The second way to apply your mind’s predictive powers is to make conscious, deliberate predictions and use those predictions to make better decisions. Think about where you’re headed and ask yourself: How do I honestly expect my life to turn out? Imagine that a very logical, impartial observer examines your situation in detail and is assigned to predict what your life will look like in 20 years, based on your current behavior patterns. What kind of future will this person predict for you? If you’re brave enough, ask several people who know you well to give you an honest assessment of where they see you in two decades. Their answers may surprise you.

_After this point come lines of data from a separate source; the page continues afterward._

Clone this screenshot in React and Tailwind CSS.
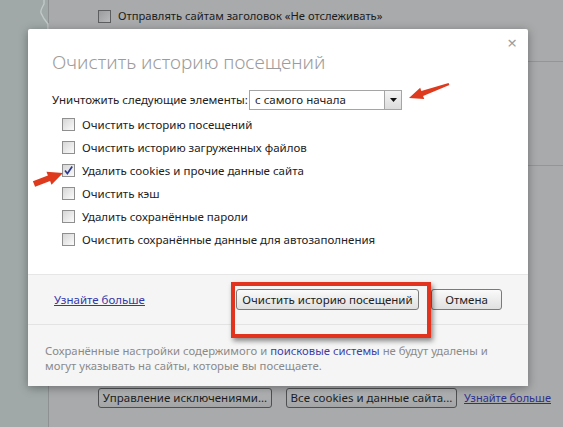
import React from "react";

function Box({ checked, dark }) {
  return (
    <span
      className={`w-[13px] h-[13px] shrink-0 flex items-center justify-center border ${
        dark ? "border-[#5c5e5f] bg-linear-to-br from-[#9a9c9d] to-[#b8babb]" : "border-[#8f8f8f] bg-linear-to-br from-[#d6d6d6] to-[#fbfbfb]"
      }`}
    >
      {checked && (
        <svg width="11" height="11" viewBox="0 0 11 11">
          <path d="M2 5.5 L4.4 8.6 L9.2 1.6" fill="none" stroke="#2c3a8e" strokeWidth="1.7" />
        </svg>
      )}
    </span>
  );
}

const items = [
  { label: "Очистить историю посещений" },
  { label: "Очистить историю загруженных файлов" },
  { label: "Удалить cookies и прочие данные сайта", checked: true },
  { label: "Очистить кэш" },
  { label: "Удалить сохранённые пароли" },
  { label: "Очистить сохранённые данные для автозаполнения" },
];

export default function App() {
  return (
    <div className="relative w-[563px] h-[427px] overflow-hidden bg-[#a8aaab] font-['Noto_Sans',sans-serif] text-[11.5px] text-[#222] whitespace-nowrap">
      {/* page behind the overlay */}
      <div className="flex h-full">
        <div className="w-[48px] shrink-0 bg-[#a0a8a8]" />
        <div className="flex-1 flex flex-col border-l border-[#8d9191] pl-[49px] pr-[4px] pt-[10px] pb-[19px]">
          <div className="flex items-center gap-[7px] h-[13px]">
            <Box dark />
            <span className="text-[#1c1c1c] text-[11.2px]">Отправлять сайтам заголовок «Не отслеживать»</span>
          </div>
          <div className="mt-auto flex items-center h-[20px]">
            <button className="w-[174px] h-[20px] rounded-[3px] border border-[#4e5051] bg-linear-to-b from-[#b3b5b6] to-[#a2a4a5] text-[#1c1c1c]">
              Управление исключениями...
            </button>
            <button className="ml-[14px] w-[171px] h-[20px] rounded-[3px] border border-[#4e5051] bg-linear-to-b from-[#b3b5b6] to-[#a2a4a5] text-[#1c1c1c]">
              Все cookies и данные сайта...
            </button>
            <span className="ml-[7px] underline text-[#2d3190] text-[11px]">Узнайте больше</span>
          </div>
        </div>
      </div>

      {/* left border notch */}
      <svg className="absolute left-0 top-0 pointer-events-none" width="60" height="40" viewBox="0 0 60 40">
        <path d="M44 0 L44 4 Q40 11 41 13 Q43 18 48 24 L48 40" fill="none" stroke="#c3c8c8" strokeWidth="1.4" />
      </svg>
      <div className="absolute right-0 top-[61px] w-[40px] h-px bg-[#939596]" />
      <div className="absolute right-0 top-[165px] w-[40px] h-px bg-[#939596]" />

      {/* dialog */}
      <div className="absolute left-[28px] top-[29px] w-[500px] rounded-[2px] bg-white shadow-[0_2px_10px_rgba(0,0,0,0.35)]">
        <span className="absolute right-[11px] top-[4px] text-[17px] leading-[20px] text-[#9e9e9e]">×</span>
        <div className="pl-[24px] pr-[20px] pt-[20px] pb-[23px]">
          <h1 className="h-[26px] text-[19px] leading-[26px] font-light text-[#9c9c9c]">Очистить историю посещений</h1>
          <div className="mt-[15px] flex items-center h-[20px]">
            <span className="w-[197px]">Уничтожить следующие элементы:</span>
            <div className="w-[153px] h-[20px] flex border border-[#a5a5a5]">
              <span className="flex-1 pl-[5px] leading-[18px]">с самого начала</span>
              <span className="w-[17px] h-full border-l border-[#a5a5a5] bg-linear-to-b from-[#f4f4f4] to-[#dcdcdc] flex items-center justify-center">
                <svg width="7" height="4" viewBox="0 0 7 4">
                  <path d="M0 0 H7 L3.5 4 Z" fill="#111" />
                </svg>
              </span>
            </div>
          </div>
          <div className="mt-[3px] pl-[10px] flex flex-col">
            {items.map((it) => (
              <label key={it.label} className="h-[23px] flex items-center gap-[7px]">
                <Box checked={it.checked} />
                <span>{it.label}</span>
              </label>
            ))}
          </div>
        </div>
        <div className="h-[50px] flex items-center border-t border-[#e6e6e6] bg-[#f5f5f5] pl-[26px] pr-[26px]">
          <span className="underline text-[#3438a8]">Узнайте больше</span>
          <button className="ml-auto w-[183px] h-[21px] rounded-[3px] border border-[#7a7a7a] bg-linear-to-b from-[#fafafa] to-[#e0e0e0] text-[#222]">
            Очистить историю посещений
          </button>
          <button className="ml-[12px] w-[71px] h-[21px] rounded-[3px] border border-[#7a7a7a] bg-linear-to-b from-[#fafafa] to-[#e0e0e0] text-[#222]">
            Отмена
          </button>
        </div>
        <div className="border-t border-[#e3e3e3] bg-[#f5f5f5] pl-[17px] pr-[10px] pt-[18px] pb-[13px] leading-[15px] text-[11.3px] text-[#8a8a8a]">
          <div>
            Сохранённые настройки содержимого и <span className="text-[#3c3fa6]">поисковые системы</span> не будут удалены и
          </div>
          <div>могут указывать на сайты, которые вы посещаете.</div>
        </div>
      </div>

      {/* red highlight frame */}
      <div className="absolute left-[231px] top-[282px] w-[200px] h-[56px] border-[4px] border-[#e1331d] shadow-[2px_3px_5px_rgba(0,0,0,0.45)]" />

      {/* red arrows */}
      <svg className="absolute left-0 top-0 pointer-events-none" width="563" height="427" viewBox="0 0 563 427">
        <polygon points="409,98 424.2,99.1 423.1,95.9 449.4,85.1 448.6,82.9 421.3,90.9 420.2,87.7" fill="#dd3a1e" />
        <polygon points="63,173 51.5,184.8 50.1,181.1 35.1,186.8 32.9,181.2 47.9,175.5 46.5,171.8" fill="#dd3a1e" />
      </svg>
    </div>
  );
}
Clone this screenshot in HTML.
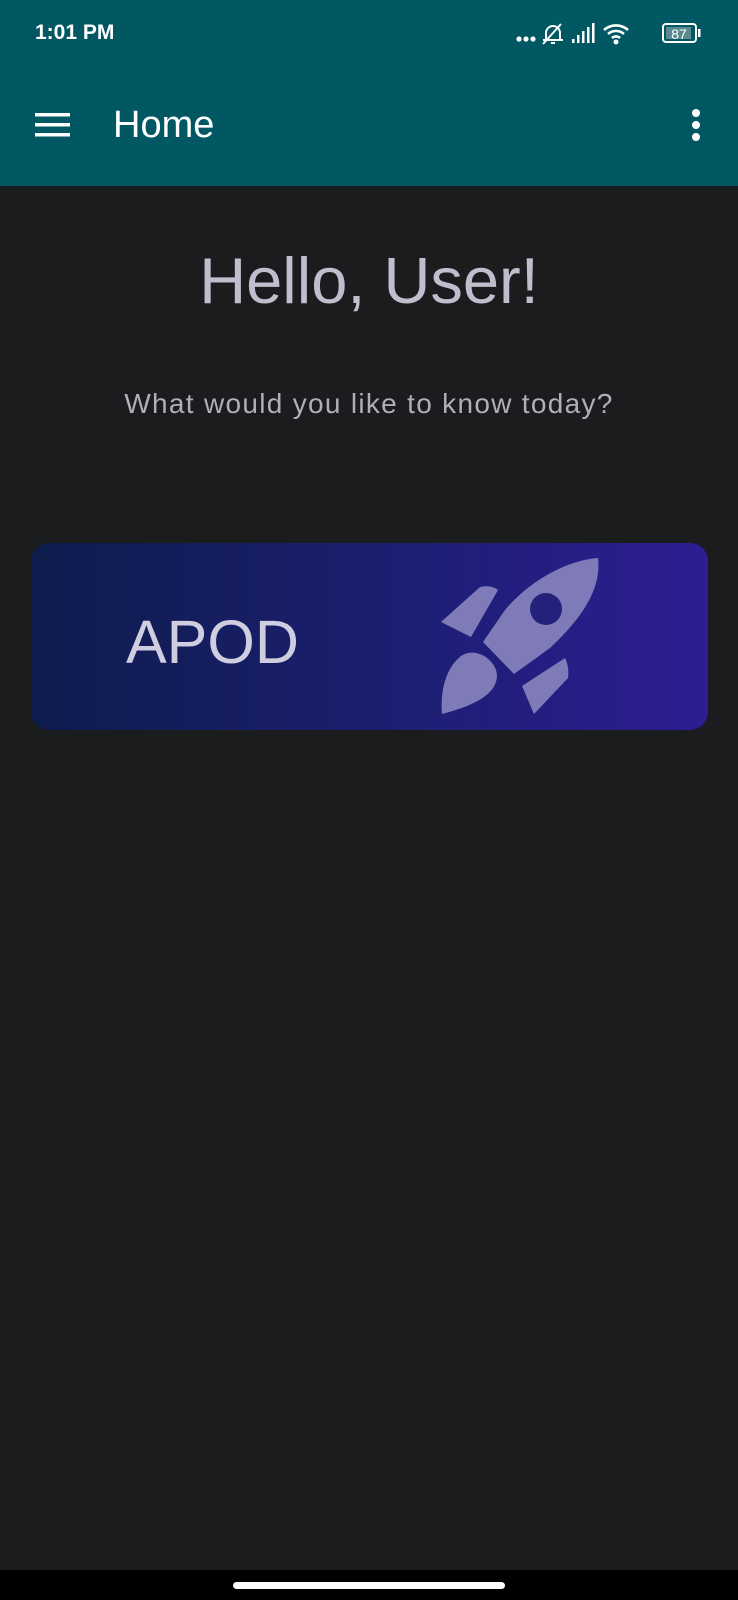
<!DOCTYPE html>
<html><head><meta charset="utf-8"><style>
*{margin:0;padding:0;box-sizing:border-box}
body{width:738px;height:1600px;background:#1a1c1e;font-family:"Liberation Sans",sans-serif;position:relative;overflow:hidden}
.top{position:absolute;left:0;top:0;width:738px;height:186px;background:#015762}
.abs{position:absolute}
</style></head><body>
<div class="top"></div>
<div class="abs" style="left:35px;top:21px;color:#fff;font-size:21px;font-weight:bold">1:01 PM</div>
<svg class="abs" style="left:515px;top:18px" width="225" height="30" viewBox="0 0 225 30">
 <g fill="#fff"><circle cx="4" cy="21" r="2.6"/><circle cx="11" cy="21" r="2.6"/><circle cx="18" cy="21" r="2.6"/></g>
 <path d="M28 22h20M31 22v-7a7 7 0 0 1 14 0v7M36 25h4M28 26L46 6" stroke="#fff" stroke-width="2" fill="none"/>
 <g fill="#fff"><rect x="57" y="21" width="2.5" height="4"/><rect x="62" y="17" width="2.5" height="8"/><rect x="67" y="13" width="2.5" height="12"/><rect x="72" y="9" width="2.5" height="16"/><rect x="77" y="5" width="2.5" height="20"/></g>
 <path d="M89 12a18 18 0 0 1 24 0M93 16a12 12 0 0 1 16 0M97 20a6 6 0 0 1 8 0" stroke="#fff" stroke-width="2.6" fill="none"/>
 <circle cx="101" cy="24" r="2.5" fill="#fff"/>
 <rect x="148" y="6" width="33" height="18" rx="3" fill="none" stroke="#fff" stroke-width="2"/>
 <rect x="151" y="9" width="25" height="12" fill="#5a8a90"/>
 <rect x="183" y="11" width="2.5" height="8" fill="#fff"/>
 <text x="164" y="21" font-size="14" fill="#fff" text-anchor="middle" font-family="Liberation Sans">87</text>
</svg>
<svg class="abs" style="left:35px;top:113px" width="36" height="26"><g fill="#fff"><rect y="0" width="35" height="3.5"/><rect y="10" width="35" height="3.5"/><rect y="20" width="35" height="3.5"/></g></svg>
<div class="abs" style="left:113px;top:104px;color:#fff;font-size:38px">Home</div>
<svg class="abs" style="left:688px;top:108px" width="20" height="36"><g fill="#fff"><circle cx="8" cy="5" r="4"/><circle cx="8" cy="17" r="4"/><circle cx="8" cy="29" r="4"/></g></svg>
<div class="abs" style="left:0;width:738px;top:243px;text-align:center;color:#c0bdcc;font-size:65px;letter-spacing:0px">Hello, User!</div>
<div class="abs" style="left:0;width:738px;top:388px;text-align:center;color:#b0aeb9;font-size:28px;letter-spacing:1.3px">What would you like to know today?</div>
<div class="abs" style="left:31px;top:543px;width:677px;height:187px;border-radius:18px;background:linear-gradient(90deg,#0e1c4d,#1c1f72 55%,#2e1d93)"></div>
<div class="abs" style="left:126px;top:607px;color:#d0cde0;font-size:61px">APOD</div>
<svg class="abs" style="left:0;top:0" width="738" height="740">
 <g fill="#7f7bb8">
  <path d="M598 558C568 560 530 580 505 610L483 642L514 674L550 648C580 620 602 590 598 558Z"/>
  <path d="M441 622L480 587C488 585 494 587 498 590L471 637Z"/>
  <path d="M522 686L565 658C568 664 569 671 568 678L534 714Z"/>
  <path d="M442 714C440 690 446 668 461 656C476 646 496 660 497 675C497 692 480 704 442 714Z"/>
 </g>
 <circle cx="546" cy="609" r="16" fill="#23217a"/>
</svg>
<div class="abs" style="left:0;top:1570px;width:738px;height:30px;background:#000"></div>
<div class="abs" style="left:233px;top:1582px;width:272px;height:7px;border-radius:4px;background:#fff"></div>
</body></html>
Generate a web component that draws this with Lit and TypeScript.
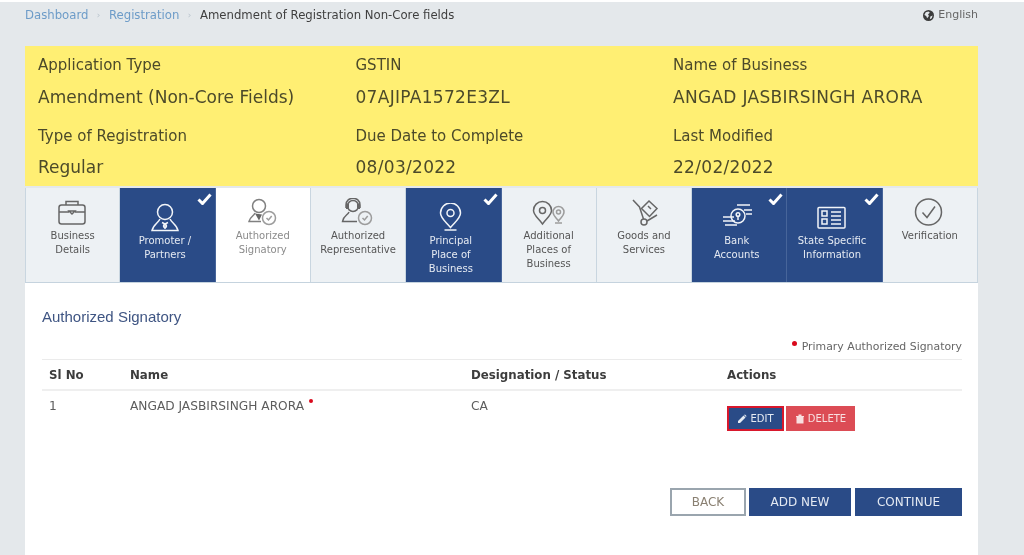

When you become aware of your mind’s long-term expectations, you bypass the pattern of denial and stare truth straight in the eye. This gives you the opportunity to reinforce your positive predictions and to make changes to prevent negative predictions from occurring.

Your emotions are part of your mind’s predictive output. Positive feelings stem from positive predictions, and negative feelings result from negative ones. When you feel good, your mind is anticipating a positive outcome that you desire. When you feel bad, your mind expects an unfavorable outcome. Negative emotions serve as a warning that you must change your behavior now in order to prevent unwanted predictions from coming to pass.

Listen to your honest expectations. Don’t fight with them or try to deny them, since that will only drive you into self-doubt. Learn to accept your expectations and work with them. When you notice that you’re anticipating a negative outcome, look behind those beliefs to find the cause, and keep making changes until your expectations change. When you uncover positive expectations, notice what’s working for you and keep doing more of it.